Queria escrever uma crônica que chamasse a atenção dos que se sentem vazios. Solidão empurra ladeira abaixo e arrasta o que sobra. E não é vazio de conhecimento, informação e conteúdo, é de esperança, a única salvadora da Pátria.
Seria algo que os preenchesse, de modo particular e não restasse nenhuma brecha pra absorver sentimentos de dor ou culpa. Na lei da atração somos impelidos.
Que ao lerem, fossem transportados para Paris, diante da Torre Eiffel, e entusiasmados com a beleza do local, escolhessem uma moldura humana para enquandrá-lo. Viagens são tesouros impagáveis.
Que fossem abduzidos pelos personagens da Disney, em Orlando, para participarem de um desfile de fantasias onde o conto de fadas fosse verídico e fizessem parte do elenco, como personagens principais. Na casa do Michey a porta vive aberta, pode entrar.
Uma crônica que seduzisse o Tenório, marido de Tereza, para que deixasse o futebol de lado e fosse com ela para o campo de concentração.
Que tirasse o Juninho da televisão e o levasse para o mundo que o aguarda lá fora: sem telas, sem nudes, sem fest-food, sem amigos. Sem imagem vegetativa.
Uma crônica que sabotasse o negativismo estrutural e trouxesse de volta a sobriedade.

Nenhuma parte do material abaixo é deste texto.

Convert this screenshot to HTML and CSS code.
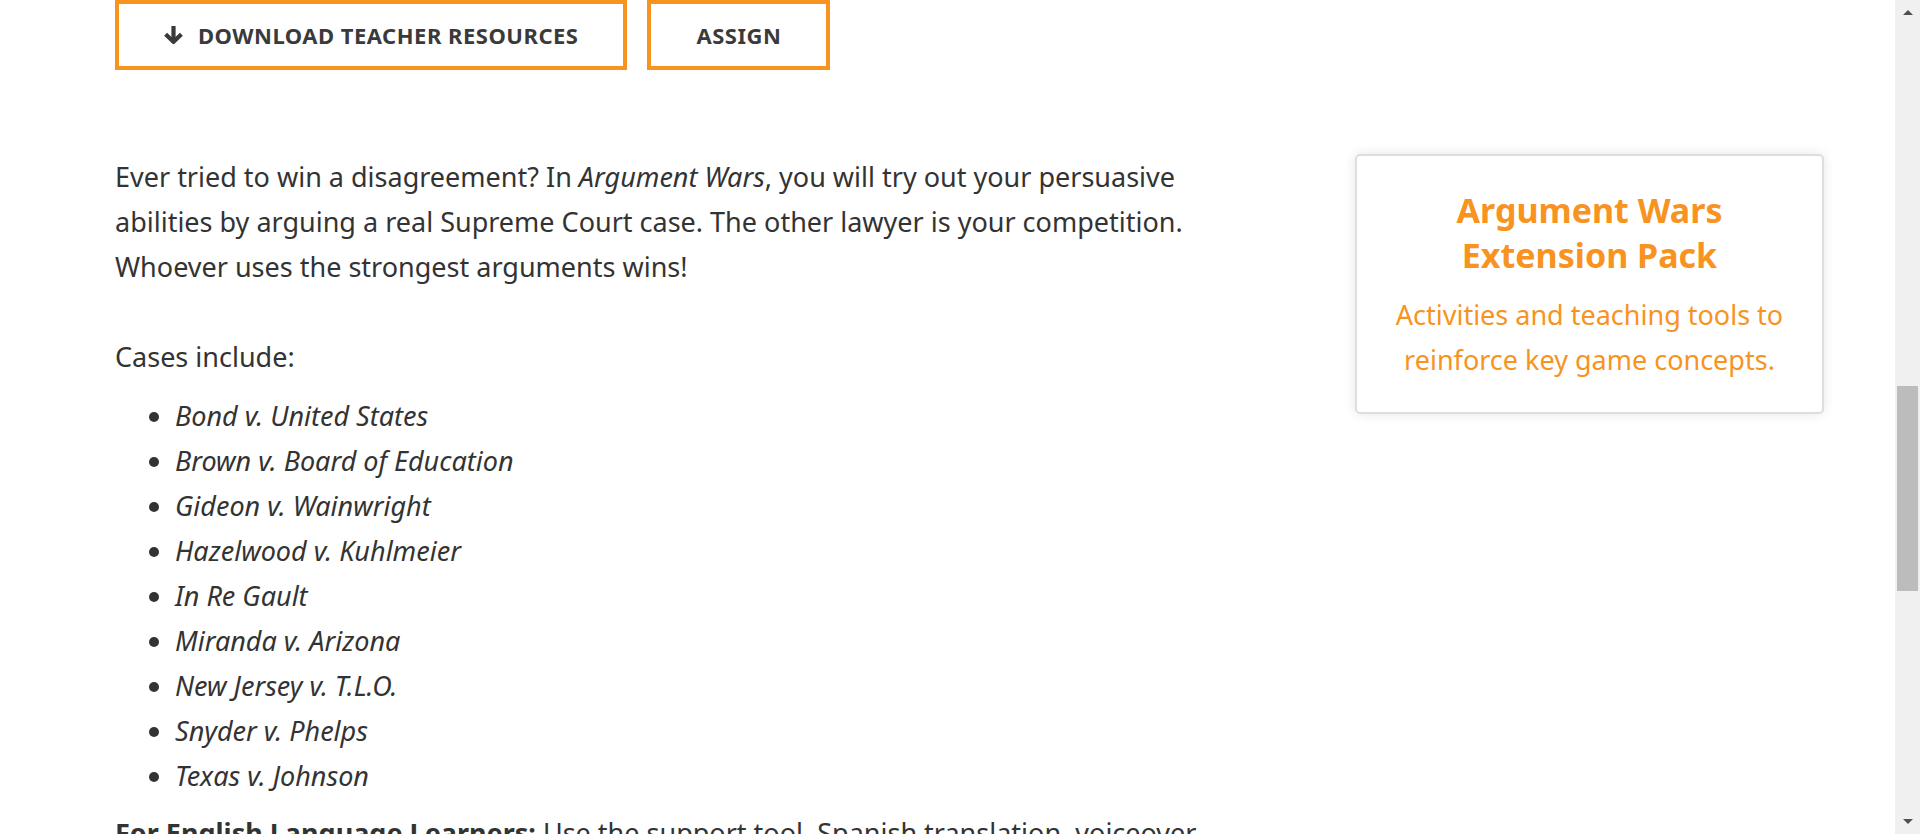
FILE: index.html
```html
<!DOCTYPE html>
<html lang="en">
<head>
<meta charset="utf-8">
<title>Argument Wars</title>
<link rel="stylesheet" href="styles.css">
</head>
<body>
<div class="page">
  <div class="actions">
    <a class="btn" href="#">
      <svg class="btn-icon" viewBox="0 0 19 18" width="19" height="18" aria-hidden="true">
        <path d="M9.5 0 V15" fill="none" stroke="#3a3a3a" stroke-width="4.2"/>
        <path d="M1.6 8.2 L9.5 15.8 L17.4 8.2" fill="none" stroke="#3a3a3a" stroke-width="4.2" stroke-linejoin="miter"/>
      </svg>
      <span>DOWNLOAD TEACHER RESOURCES</span>
    </a>
    <a class="btn" href="#"><span>ASSIGN</span></a>
  </div>
  <div class="content">
    <div class="main-col">
      <p class="intro">Ever tried to win a disagreement? In <em>Argument Wars</em>, you will try out your persuasive abilities by arguing a real Supreme Court case. The other lawyer is your competition. Whoever uses the strongest arguments wins!</p>
      <p class="lead">Cases include:</p>
      <ul class="cases">
        <li>Bond v. United States</li>
        <li>Brown v. Board of Education</li>
        <li>Gideon v. Wainwright</li>
        <li>Hazelwood v. Kuhlmeier</li>
        <li>In Re Gault</li>
        <li>Miranda v. Arizona</li>
        <li>New Jersey v. T.L.O.</li>
        <li>Snyder v. Phelps</li>
        <li>Texas v. Johnson</li>
      </ul>
      <p class="ell"><strong>For English Language Learners:</strong> Use the support tool, Spanish translation, voiceover, and glossary to help you play.</p>
    </div>
    <aside class="card">
      <h3 class="card-title">Argument Wars Extension Pack</h3>
      <p class="card-text">Activities and teaching tools to reinforce key game concepts.</p>
    </aside>
  </div>
</div>
<div class="scrollbar" aria-hidden="true">
  <div class="sb-arrow sb-up"></div>
  <div class="sb-track"><div class="sb-thumb"></div></div>
  <div class="sb-arrow sb-down"></div>
</div>
</body>
</html>
```

FILE: styles.css
```css
* {
  box-sizing: border-box;
}

html, body {
  margin: 0;
  padding: 0;
  height: 100%;
  background: #ffffff;
}

body {
  display: flex;
  overflow: hidden;
  font-family: "Noto Sans", "Open Sans", sans-serif;
  color: #333333;
}

.page {
  flex: 1;
  padding-left: 115px;
  min-width: 0;
}

.actions {
  display: flex;
  gap: 20px;
}

.btn {
  display: flex;
  align-items: center;
  height: 70px;
  padding: 0 45px;
  border: 4px solid #f7931e;
  color: #3a3a3a;
  text-decoration: none;
  font-family: "Noto Sans", sans-serif;
  font-weight: 700;
  font-size: 22px;
  letter-spacing: 0.5px;
}

.btn-icon {
  margin-right: 15px;
  flex: none;
}

.content {
  display: grid;
  grid-template-columns: 1110px 469px;
  column-gap: 130px;
  align-items: start;
  margin-top: 84px;
}

.main-col p {
  margin: 0;
  font-size: 27px;
  line-height: 45px;
}

.main-col .intro {
  margin-bottom: 45px;
}

.main-col .lead {
  margin-bottom: 14px;
}

.cases {
  margin: 0 0 12px;
  padding-left: 60px;
  font-size: 27px;
  line-height: 45px;
  font-style: italic;
}

.card {
  border: 2px solid #dedede;
  border-radius: 5px;
  box-shadow: 0 0 12px rgba(0, 0, 0, 0.10);
  padding: 32px 32px 30px;
  text-align: center;
  background: #fff;
}

.card-title {
  margin: 0;
  font-family: "Noto Sans", sans-serif;
  font-weight: 700;
  font-size: 34px;
  line-height: 45px;
  color: #f7931e;
}

.card-text {
  margin: 14px 0 0;
  font-size: 27px;
  line-height: 45px;
  color: #f7931e;
}

.scrollbar {
  width: 25px;
  flex: none;
  background: #f0f0f0;
  display: flex;
  flex-direction: column;
  height: 100vh;
}

.sb-arrow {
  height: 25px;
  flex: none;
  display: flex;
  align-items: center;
  justify-content: center;
}

.sb-up::before,
.sb-down::before {
  content: "";
  width: 0;
  height: 0;
  border-left: 5.5px solid transparent;
  border-right: 5.5px solid transparent;
}

.sb-up::before {
  border-bottom: 5px solid #505050;
}

.sb-down::before {
  border-top: 5px solid #505050;
}

.sb-track {
  flex: 1;
  padding: 361px 2px 0;
}

.sb-thumb {
  height: 205px;
  background: #bcbcbc;
}
```
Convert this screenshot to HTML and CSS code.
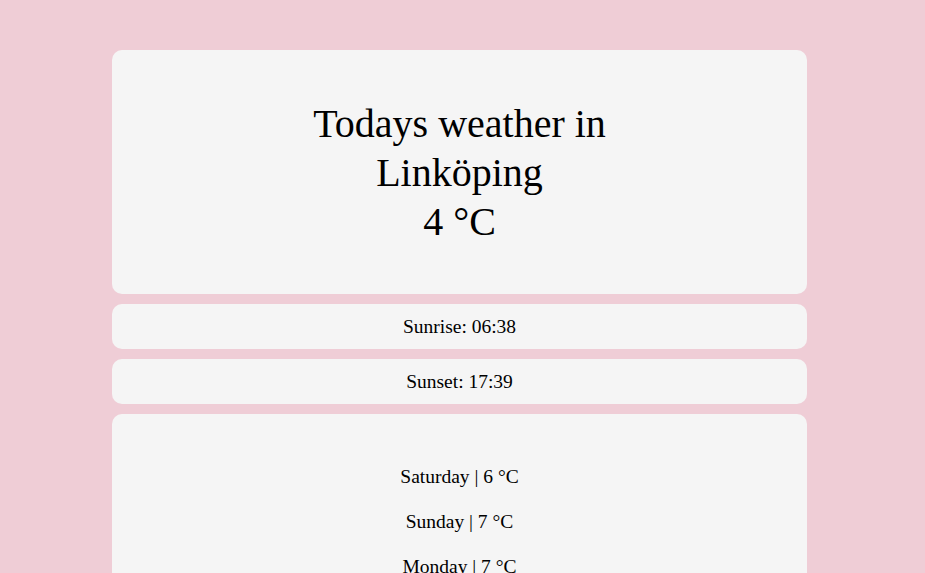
FILE: index.html
```html
<!DOCTYPE html>
<html lang="en">
<head>
<meta charset="utf-8">
<title>Weather</title>
<link rel="stylesheet" href="styles.css">
</head>
<body>
<main class="page">
  <section class="card hero">
    <h1 class="title">Todays weather in<br>Linköping<br>4 °C</h1>
  </section>
  <section class="card row"><p>Sunrise: 06:38</p></section>
  <section class="card row"><p>Sunset: 17:39</p></section>
  <section class="card forecast">
    <p>Saturday | 6 °C</p>
    <p>Sunday | 7 °C</p>
    <p>Monday | 7 °C</p>
    <p>Tuesday | 6 °C</p>
    <p>Wednesday | 5 °C</p>
  </section>
</main>
</body>
</html>
```
FILE: styles.css
```css
html, body {
  margin: 0;
  padding: 0;
  background: #efcdd6;
}
body {
  font-family: "Liberation Serif", "DejaVu Serif", serif;
  color: #000;
}
.page {
  width: 695px;
  margin: 50px 0 0 112px;
  display: flex;
  flex-direction: column;
  gap: 10px;
  padding-bottom: 40px;
}
.card {
  background: #f5f5f5;
  border-radius: 10px;
  text-align: center;
}
.hero {
  height: 244px;
  display: flex;
  align-items: center;
  justify-content: center;
}
.title {
  margin: 0;
  font-size: 40px;
  font-weight: normal;
  line-height: 49px;
}
.row {
  height: 45px;
  display: flex;
  align-items: center;
  justify-content: center;
}
.row p {
  margin: 0;
  font-size: 19.5px;
  line-height: 24px;
}
.forecast {
  padding: 31px 0 20px;
}
.forecast p {
  margin: 18px 0;
  font-size: 19.5px;
  line-height: 27px;
}
```
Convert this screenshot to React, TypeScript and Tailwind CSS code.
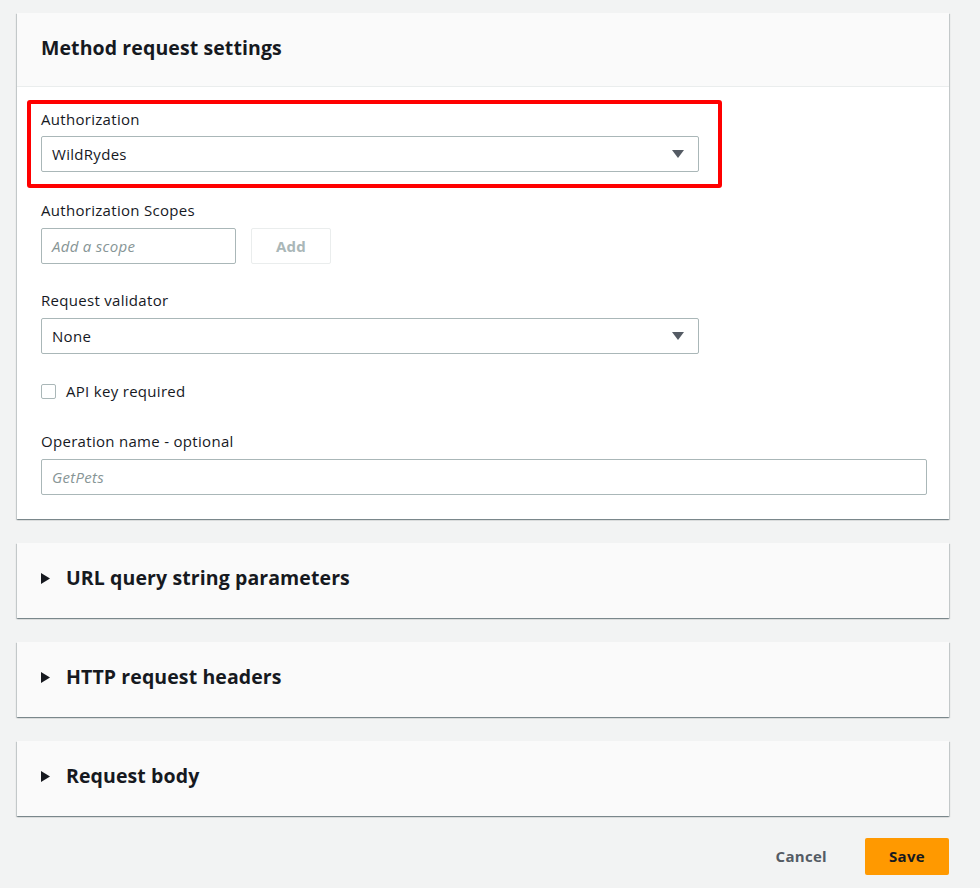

As pessoas não abusam do álcool e drogas por bem prazer, por vezes, alimentam-se da ilusão de não serem o que são, por alguns minutos. É esconderijo.
Que atraísse os olhares apaixonados de Maria e desse a ela coragem para se revelar em sentimentos diante de Pedro. Amor guardado na gaveta não veste o mundo.
Uma crônica que fizessem dormir os pesadelos e acordassem os sonhos na hora certa.
Queria escrever uma crônica que acolhesse o mundo doente, e fizesse nele uma intervenção cirúrgica, retirando seus tumores.
Que devolvesse a alegria sequestrada pela morte de Adolfo, à Donatella: um amor igual ao dela, nunca vi pintado, quem dirá vivido.
Que trouxesse flores naturais imortais pro Olimpo, raquítico, na cama de um hospital.
Na verdade, queria escrever uma crônica que fizesse cócegas na humanidade e o sorriso fosse característica e não resposta.
Queria mesmo era mudar o mundo, mas só consigo consertar o zoom da minha máquina velha, que trago pra muito perto, e inevitalmente, desfoco a imagem.
Queria escrever uma crônica que mudasse o mundo, mas ainda não aprendi a juntar palavras que arrastem. Porque os gritos silenciados só são ouvidos nas entrelinhas.